**** Extracted information ****
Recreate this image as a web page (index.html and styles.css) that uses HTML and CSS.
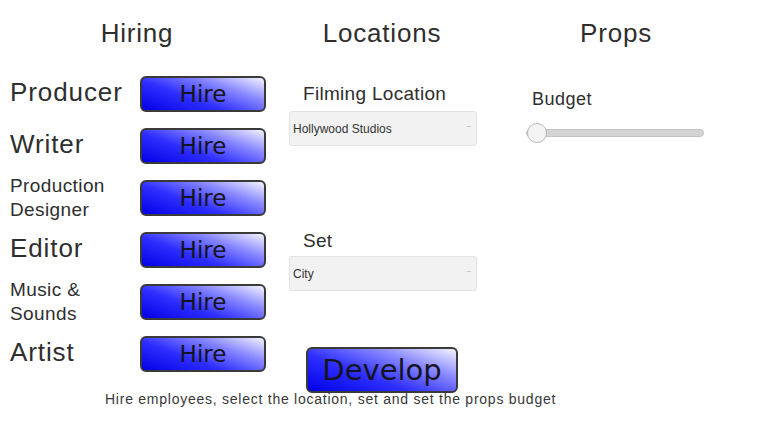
FILE: index.html
```html
<!DOCTYPE html>
<html lang="en">
<head>
    <meta charset="UTF-8">
    <meta name="viewport" content="width=device-width, initial-scale=1.0">
    <title>Movie Studio</title>
    <link rel="stylesheet" href="styles.css">
</head>
<body>
    <div class="board">
        <!-- Hiring -->
        <div class="column hiring">
            <h2>Hiring</h2>
            <div class="hire-row">
                <span class="role">Producer</span>
                <button type="button" class="btn hire">Hire</button>
            </div>
            <div class="hire-row">
                <span class="role">Writer</span>
                <button type="button" class="btn hire">Hire</button>
            </div>
            <div class="hire-row">
                <span class="role small">Production<br>Designer</span>
                <button type="button" class="btn hire">Hire</button>
            </div>
            <div class="hire-row">
                <span class="role">Editor</span>
                <button type="button" class="btn hire">Hire</button>
            </div>
            <div class="hire-row">
                <span class="role small">Music &amp;<br>Sounds</span>
                <button type="button" class="btn hire">Hire</button>
            </div>
            <div class="hire-row">
                <span class="role">Artist</span>
                <button type="button" class="btn hire">Hire</button>
            </div>
        </div>

        <!-- Locations -->
        <div class="column locations">
            <h2>Locations</h2>
            <div class="loc-body">
                <label class="field-label" for="location">Filming Location</label>
                <div class="picker-wrap">
                    <select id="location" class="picker">
                        <option>Hollywood Studios</option>
                    </select>
                </div>
                <label class="field-label set-label" for="set">Set</label>
                <div class="picker-wrap">
                    <select id="set" class="picker">
                        <option>City</option>
                    </select>
                </div>
                <button type="button" class="btn develop">Develop</button>
            </div>
        </div>

        <!-- Props -->
        <div class="column props">
            <h2>Props</h2>
            <div class="props-body">
                <label class="budget-label" for="budget">Budget</label>
                <input type="range" id="budget" class="budget" min="0" max="100" value="0">
            </div>
        </div>
    </div>
    <p class="hint">Hire employees, select the location, set and set the props budget</p>
</body>
</html>
```

FILE: styles.css
```css
body {
    font-family: "Liberation Sans", Arial, sans-serif;
    margin: 0;
    padding: 0;
    background-color: #fff;
    color: #2e2e2e;
}
.board {
    display: grid;
    grid-template-columns: 274px 216px 252px;
}
.column {
    display: flex;
    flex-direction: column;
}
h2 {
    font-weight: normal;
    font-size: 26px;
    line-height: 30px;
    letter-spacing: 0.8px;
    margin: 18px 0 0;
    text-align: center;
}
.hiring h2 {
    margin-bottom: 22px;
}
.hire-row {
    display: flex;
    align-items: center;
    height: 52px;
    padding-left: 10px;
}
.role {
    width: 130px;
    font-size: 26px;
    line-height: 28px;
    letter-spacing: 0.9px;
    margin-top: -8px;
}
.role.small {
    font-size: 19px;
    line-height: 24px;
    letter-spacing: 0.4px;
    margin-top: -4px;
}
.btn {
    font-family: "DejaVu Sans", Verdana, sans-serif;
    color: #14141e;
    border: 2px solid #3a3a3a;
    border-radius: 6px;
    background: linear-gradient(200deg, #f4f4ff 0%, #8a8aff 30%, #2e2eff 62%, #0000e6 100%);
    padding: 0;
    cursor: pointer;
}
.hire {
    width: 126px;
    height: 36px;
    font-size: 23px;
    margin-top: -4px;
}
.loc-body {
    display: flex;
    flex-direction: column;
    padding-left: 15px;
    margin-top: 35px;
}
.field-label {
    font-size: 19px;
    line-height: 22px;
    letter-spacing: 0.3px;
    padding-left: 14px;
    margin-bottom: 6px;
}
.set-label {
    margin-top: 84px;
    margin-bottom: 4px;
}
.picker-wrap {
    position: relative;
    width: 188px;
}
.picker-wrap::after {
    content: "\2013";
    position: absolute;
    right: 6px;
    top: 10px;
    font-size: 8px;
    color: #aaa;
}
.picker {
    -webkit-appearance: none;
    appearance: none;
    width: 188px;
    height: 35px;
    font-family: "Liberation Sans", Arial, sans-serif;
    font-size: 12px;
    color: #333;
    background-color: #f2f2f2;
    border: 1px solid #e2e2e2;
    border-radius: 3px;
    padding: 0 3px;
}
.develop {
    width: 152px;
    height: 46px;
    font-size: 29px;
    margin: 56px 0 0 17px;
}
.props-body {
    display: flex;
    flex-direction: column;
    padding-left: 36px;
}
.budget-label {
    font-size: 18px;
    line-height: 22px;
    letter-spacing: 0.5px;
    margin: 40px 0 0 6px;
}
.budget {
    -webkit-appearance: none;
    appearance: none;
    width: 178px;
    height: 22px;
    margin: 12px 0 0 0;
    background: transparent;
}
.budget::-webkit-slider-runnable-track {
    height: 8px;
    background-color: #d4d4d4;
    border: 1px solid #c2c2c2;
    border-radius: 5px;
}
.budget::-webkit-slider-thumb {
    -webkit-appearance: none;
    width: 20px;
    height: 20px;
    margin-top: -7px;
    border-radius: 50%;
    background-color: #f4f4f4;
    border: 1px solid #b8b8b8;
}
.hint {
    margin: -2px 0 0;
    padding-left: 105px;
    font-size: 14px;
    letter-spacing: 0.75px;
    color: #383838;
}
```
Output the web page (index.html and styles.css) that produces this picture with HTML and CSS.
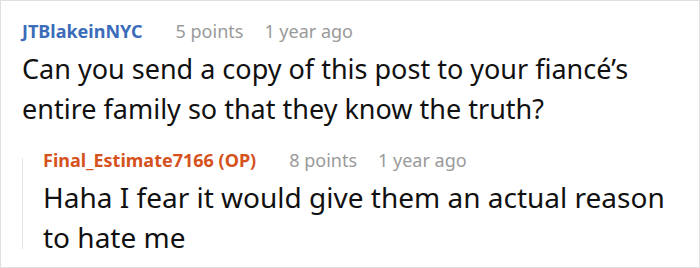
FILE: index.html
```html
<!DOCTYPE html>
<html>
<head>
<meta charset="utf-8">
<link rel="stylesheet" href="styles.css">
</head>
<body>
<div class="card">
  <div class="comment">
    <div class="meta">
      <span class="author author-blue">JTBlakeinNYC</span>
      <span class="info">5 points</span>
      <span class="info">1 year ago</span>
    </div>
    <p class="text">Can you send a copy of this post to your fiancé’s entire family so that they know the truth?</p>
  </div>
  <div class="reply">
    <div class="meta">
      <span class="author author-orange">Final_Estimate7166 (OP)</span>
      <span class="info">8 points</span>
      <span class="info">1 year ago</span>
    </div>
    <p class="text text-reply">Haha I fear it would give them an actual reason to hate me</p>
  </div>
</div>
</body>
</html>
```

FILE: styles.css
```css
html, body {
  margin: 0;
  padding: 0;
  background: #fff;
}
.card {
  box-sizing: border-box;
  width: 700px;
  height: 268px;
  border: 1px solid #e0e0e0;
  padding: 15px 20px 0 21px;
  font-family: "Noto Sans", sans-serif;
  color: #111;
}
.meta {
  display: flex;
  align-items: baseline;
  gap: 21px;
  font-size: 18px;
  line-height: 30px;
}
.author {
  font-weight: bold;
  margin-right: 12px;
}
.author-blue { color: #3b6cba; }
.author-orange { color: #d5521d; }
.info { color: #9a9a9a; }
.text {
  margin: 3px 0 0;
  font-size: 27px;
  line-height: 40px;
  color: #111;
}
.text-reply {
  font-size: 28px;
  margin-top: 2px;
}
.reply {
  position: relative;
  margin-top: 16px;
  padding-left: 21px;
}
.reply::before {
  content: "";
  position: absolute;
  left: 0;
  top: 13px;
  bottom: 8px;
  width: 1px;
  background: #e4e4e4;
}
```
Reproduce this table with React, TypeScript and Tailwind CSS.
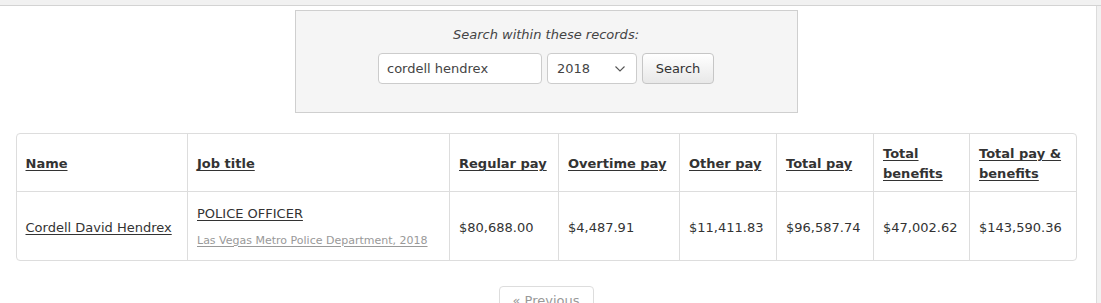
const rows = [
  {
    name: "Cordell David Hendrex",
    title: "POLICE OFFICER",
    agency: "Las Vegas Metro Police Department, 2018",
    regular: "$80,688.00",
    overtime: "$4,487.91",
    other: "$11,411.83",
    total: "$96,587.74",
    benefits: "$47,002.62",
    totalBenefits: "$143,590.36",
  },
];

const headers = [
  { label: "Name", w: "w-[171px]" },
  { label: "Job title", w: "w-[262px]" },
  { label: "Regular pay", w: "w-[109px]" },
  { label: "Overtime pay", w: "w-[121px]" },
  { label: "Other pay", w: "w-[97px]" },
  { label: "Total pay", w: "w-[97px]" },
  { label: "Total benefits", w: "w-[96px]" },
  { label: "Total pay & benefits", w: "w-[107px]" },
];

export default function App() {
  return (
    <div className="h-[303px] w-[1101px] overflow-hidden bg-[#f1f1f1] font-['DejaVu_Sans',Verdana,sans-serif] text-[13px] text-[#333]">
      <div className="h-[6px] border-b border-[#d3d3d3] bg-[#f1f1f1]" />
      <div className="flex h-full w-[1097px] flex-col items-center border-r border-[#dcdcdc] bg-white pr-[4px]">
        <div className="mt-[4px] flex h-[103px] w-[503px] shrink-0 flex-col items-center border border-[#cfcfcf] bg-[#f5f5f5] pt-[14px]">
          <p className="italic leading-[20px] text-[#444]">Search within these records:</p>
          <div className="mt-[8px] flex gap-[5px]">
            <input
              readOnly
              value="cordell hendrex"
              className="h-[31px] w-[164px] rounded-[4px] border border-[#ccc] bg-white px-[8px] text-[13px] text-[#444] outline-none"
            />
            <div className="flex h-[31px] w-[90px] items-center justify-between rounded-[4px] border border-[#ccc] bg-white pl-[9px] pr-[10px] text-[#444]">
              <span>2018</span>
              <svg width="12" height="8" viewBox="0 0 12 8" fill="none" stroke="#555" strokeWidth="1.1">
                <path d="M1.5 1.5 L6 6 L10.5 1.5" />
              </svg>
            </div>
            <button className="h-[31px] w-[72px] rounded-[4px] border border-[#c6c6c6] bg-gradient-to-b from-white to-[#e8e8e8] text-[13px] text-[#333]">
              Search
            </button>
          </div>
        </div>

        <div className="mt-[20px] w-[1061px] shrink-0 overflow-hidden rounded-[4px] border border-[#ddd]">
          <table className="w-full table-fixed border-collapse">
            <colgroup>
              {headers.map((h) => (
                <col key={h.label} className={h.w} />
              ))}
            </colgroup>
            <thead>
              <tr className="h-[57px]">
                {headers.map((h, i) => (
                  <th
                    key={h.label}
                    className={`px-[9px] pt-[4px] text-left align-middle font-bold leading-[20px] ${i > 0 ? "border-l border-[#ddd]" : ""}`}
                  >
                    <a className="underline underline-offset-[2px]">{h.label}</a>
                  </th>
                ))}
              </tr>
            </thead>
            <tbody>
              {rows.map((r) => (
                <tr key={r.name} className="h-[69px] border-t border-[#ddd]">
                  <td className="px-[9px] pt-[4px] align-middle">
                    <a className="underline underline-offset-[2px]">{r.name}</a>
                  </td>
                  <td className="border-l border-[#ddd] px-[9px] pt-[1px] align-middle">
                    <a className="block leading-[18px] underline underline-offset-[2px]">{r.title}</a>
                    <a className="mt-[11px] block text-[11px] leading-[14px] text-[#999] underline underline-offset-[2px]">{r.agency}</a>
                  </td>
                  {[r.regular, r.overtime, r.other, r.total, r.benefits, r.totalBenefits].map((v, i) => (
                    <td key={i} className="border-l border-[#ddd] px-[9px] pt-[4px] align-middle">
                      {v}
                    </td>
                  ))}
                </tr>
              ))}
            </tbody>
          </table>
        </div>

        <div className="mt-[25px] flex h-[30px] w-[95px] shrink-0 items-center justify-center rounded-[4px] border border-[#ddd] bg-white text-[#999]">
          « Previous
        </div>
      </div>
    </div>
  );
}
****
Requirements:
Show all lines in the entries above where the string "that" appears.

Output below:
Recreate this image as a web page (index.html and styles.css) that uses HTML and CSS.
Output the web page (index.html and styles.css) that produces this picture with HTML and CSS.
    <p class="text">Can you send a copy of this post to your fiancé’s entire family so that they know the truth?</p>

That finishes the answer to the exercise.